> Problem details: Retype each line of the material exactly, please, skipping any picture in it.

> Data:

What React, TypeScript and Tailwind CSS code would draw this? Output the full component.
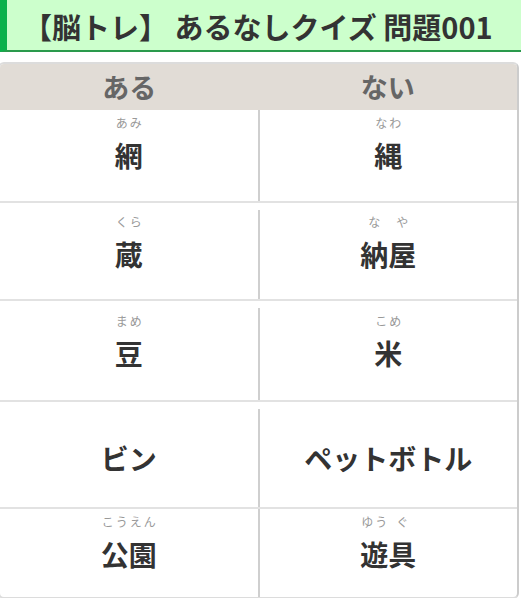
import React from "react";

type Part = { base: string; ruby?: string };

type Row = {
	left: Part[];
	right: Part[];
	height: string;
	pad: string;
	gap: boolean;
};

const rows: Row[] = [
	{
		left: [{ base: "網", ruby: "あみ" }],
		right: [{ base: "縄", ruby: "なわ" }],
		height: "h-[93px]",
		pad: "pt-[5px]",
		gap: false,
	},
	{
		left: [{ base: "蔵", ruby: "くら" }],
		right: [
			{ base: "納", ruby: "な" },
			{ base: "屋", ruby: "や" },
		],
		height: "h-[98px]",
		pad: "pt-[11px]",
		gap: true,
	},
	{
		left: [{ base: "豆", ruby: "まめ" }],
		right: [{ base: "米", ruby: "こめ" }],
		height: "h-[101px]",
		pad: "pt-[12px]",
		gap: true,
	},
	{
		left: [{ base: "ビン" }],
		right: [{ base: "ペットボトル" }],
		height: "h-[107px]",
		pad: "pt-[38px]",
		gap: true,
	},
	{
		left: [
			{ base: "公", ruby: "こう" },
			{ base: "園", ruby: "えん" },
		],
		right: [
			{ base: "遊", ruby: "ゆう" },
			{ base: "具", ruby: "ぐ" },
		],
		height: "h-[88px]",
		pad: "pt-[5px]",
		gap: false,
	},
];

const Word = ({ parts }: { parts: Part[] }) => {
	const hasRuby = parts.some((p) => p.ruby);
	return (
		<div className="flex justify-center">
			{parts.map((p, i) => (
				<div key={i} className="flex flex-col items-stretch">
					{hasRuby && (
						<div className="flex justify-around h-[16px] leading-[16px] text-[12px] font-normal text-[#999] mb-[6px] whitespace-nowrap">
							{(p.ruby ?? "").split("").map((c, j) => (
								<span key={j}>{c}</span>
							))}
						</div>
					)}
					<div className="text-[28px] leading-[36px] font-bold text-[#333] text-center">
						{p.base}
					</div>
				</div>
			))}
		</div>
	);
};

const QuizRow = ({ row, last }: { row: Row; last: boolean }) => (
	<div
		className={`grid grid-cols-[1fr_2px_1fr] ${row.height} ${
			last ? "" : "border-b-2 border-[#e2e2e2]"
		}`}
	>
		<div className={row.pad}>
			<Word parts={row.left} />
		</div>
		<div className={`bg-[#cfcfcf] ${row.gap ? "mt-[7px]" : ""}`} />
		<div className={row.pad}>
			<Word parts={row.right} />
		</div>
	</div>
);

export default function App() {
	return (
		<div
			className="w-[521px] h-[598px] overflow-hidden bg-white"
			style={{ fontFamily: '"Noto Sans CJK JP", "Noto Sans", sans-serif' }}
		>
			<div className="h-[52px] bg-[#ccffcc] border-l-[7px] border-b-2 border-l-[#0bb14b] border-b-[#2a9a4c] flex items-center pl-[16px] pt-[3px]">
				<h1 className="text-[29px] leading-none font-bold text-[#333] whitespace-nowrap">
					【脳トレ】 あるなしクイズ 問題001
				</h1>
			</div>
			<div className="mt-[10px] -ml-[2px] mr-[2px] border-2 border-[#dcdcdc] border-r-[#cccccc] rounded-md overflow-hidden">
				<div className="grid grid-cols-2 h-[46px] bg-[#e1dcd6] text-[#666] text-[27px] font-bold">
					<div className="flex items-center justify-center">ある</div>
					<div className="flex items-center justify-center">ない</div>
				</div>
				{rows.map((r, i) => (
					<QuizRow key={i} row={r} last={i === rows.length - 1} />
				))}
			</div>
		</div>
	);
}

> Full output:
What React, TypeScript and Tailwind CSS code would draw this? Output the full component.
import React from "react";

type Part = { base: string; ruby?: string };

type Row = {
	left: Part[];
	right: Part[];
	height: string;
	pad: string;
	gap: boolean;
};

const rows: Row[] = [
	{
		left: [{ base: "網", ruby: "あみ" }],
		right: [{ base: "縄", ruby: "なわ" }],
		height: "h-[93px]",
		pad: "pt-[5px]",
		gap: false,
	},
	{
		left: [{ base: "蔵", ruby: "くら" }],
		right: [
			{ base: "納", ruby: "な" },
			{ base: "屋", ruby: "や" },
		],
		height: "h-[98px]",
		pad: "pt-[11px]",
		gap: true,
	},
	{
		left: [{ base: "豆", ruby: "まめ" }],
		right: [{ base: "米", ruby: "こめ" }],
		height: "h-[101px]",
		pad: "pt-[12px]",
		gap: true,
	},
	{
		left: [{ base: "ビン" }],
		right: [{ base: "ペットボトル" }],
		height: "h-[107px]",
		pad: "pt-[38px]",
		gap: true,
	},
	{
		left: [
			{ base: "公", ruby: "こう" },
			{ base: "園", ruby: "えん" },
		],
		right: [
			{ base: "遊", ruby: "ゆう" },
			{ base: "具", ruby: "ぐ" },
		],
		height: "h-[88px]",
		pad: "pt-[5px]",
		gap: false,
	},
];

const Word = ({ parts }: { parts: Part[] }) => {
	const hasRuby = parts.some((p) => p.ruby);
	return (
		<div className="flex justify-center">
			{parts.map((p, i) => (
				<div key={i} className="flex flex-col items-stretch">
					{hasRuby && (
						<div className="flex justify-around h-[16px] leading-[16px] text-[12px] font-normal text-[#999] mb-[6px] whitespace-nowrap">
							{(p.ruby ?? "").split("").map((c, j) => (
								<span key={j}>{c}</span>
							))}
						</div>
					)}
					<div className="text-[28px] leading-[36px] font-bold text-[#333] text-center">
						{p.base}
					</div>
				</div>
			))}
		</div>
	);
};

const QuizRow = ({ row, last }: { row: Row; last: boolean }) => (
	<div
		className={`grid grid-cols-[1fr_2px_1fr] ${row.height} ${
			last ? "" : "border-b-2 border-[#e2e2e2]"
		}`}
	>
		<div className={row.pad}>
			<Word parts={row.left} />
		</div>
		<div className={`bg-[#cfcfcf] ${row.gap ? "mt-[7px]" : ""}`} />
		<div className={row.pad}>
			<Word parts={row.right} />
		</div>
	</div>
);

export default function App() {
	return (
		<div
			className="w-[521px] h-[598px] overflow-hidden bg-white"
			style={{ fontFamily: '"Noto Sans CJK JP", "Noto Sans", sans-serif' }}
		>
			<div className="h-[52px] bg-[#ccffcc] border-l-[7px] border-b-2 border-l-[#0bb14b] border-b-[#2a9a4c] flex items-center pl-[16px] pt-[3px]">
				<h1 className="text-[29px] leading-none font-bold text-[#333] whitespace-nowrap">
					【脳トレ】 あるなしクイズ 問題001
				</h1>
			</div>
			<div className="mt-[10px] -ml-[2px] mr-[2px] border-2 border-[#dcdcdc] border-r-[#cccccc] rounded-md overflow-hidden">
				<div className="grid grid-cols-2 h-[46px] bg-[#e1dcd6] text-[#666] text-[27px] font-bold">
					<div className="flex items-center justify-center">ある</div>
					<div className="flex items-center justify-center">ない</div>
				</div>
				{rows.map((r, i) => (
					<QuizRow key={i} row={r} last={i === rows.length - 1} />
				))}
			</div>
		</div>
	);
}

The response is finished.